Aug. 7, 2019
For Immediate Release
Waterloo – Wilfrid Laurier University’s Cold Regions Research Centre is bringing international delegates from the circumpolar region and representatives from Indigenous communities together for a week-long conference in Yellowknife that will examine northern regions hydrology and the role of Indigenous communities in research.
The 22nd Northern Research Basins Symposium and Workshop will be held Aug. 18-23, primarily at the Chateau Nova Yellowknife. Organizers are inviting the general public, particularly members of Indigenous communities, to participate.
“The idea of bringing researchers and Indigenous communities together is really founded in the idea that there are different ways of knowing,” said Professor William Quinton, director of the Cold Regions Research Centre and Canada’s chief delegate to the Northern Research Basins symposium. “Because the challenges of climate change are so great, we need to get everyone moving forward together.”

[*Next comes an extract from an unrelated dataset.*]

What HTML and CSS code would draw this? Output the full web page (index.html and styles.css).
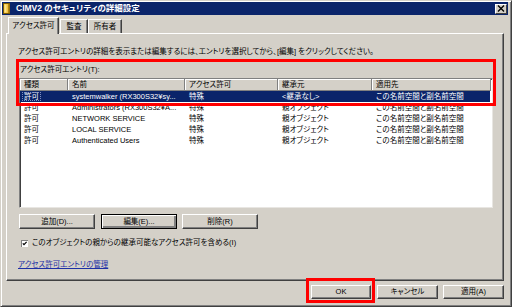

The Northern Research Basins working group, which is associated with UNESCO, the United Nations Educational, Scientific and Cultural Organization, has been meeting in rotating host countries since 1975, typically once every two years. This is Canada’s fourth time hosting the symposium. This year’s theme will be engagement between Indigenous communities and researchers.
“This will be a great opportunity for Canada to showcase to the circumpolar community Laurier’s unique partnership with the Government of the Northwest Territories, as well as to highlight how our researchers engage with Indigenous communities, because although there is still a long way to go, I think Canada and the NWT in particular are leaders in this regard,” said Quinton. “Indigenous communities are facing the challenges of climate change day in and day out, so they need to be leading discussions.”
Organizers are especially keen to attract community members to panel discussions taking place Thursday, Aug. 22 and Friday, Aug. 23, which will focus on how communities and researchers can work as partners in learning. The earlier part of the conference will focus on northern hydrological science. Members of the public and media interested in attending should contact firstname.lastname@example.org.
“By bringing people together from across the circumpolar region, we hope to nurture new collaborations, to learn about the experiences and perspectives of different communities and projects, and develop a more complete picture of how systems are changing in response to climate warming,” said Quinton.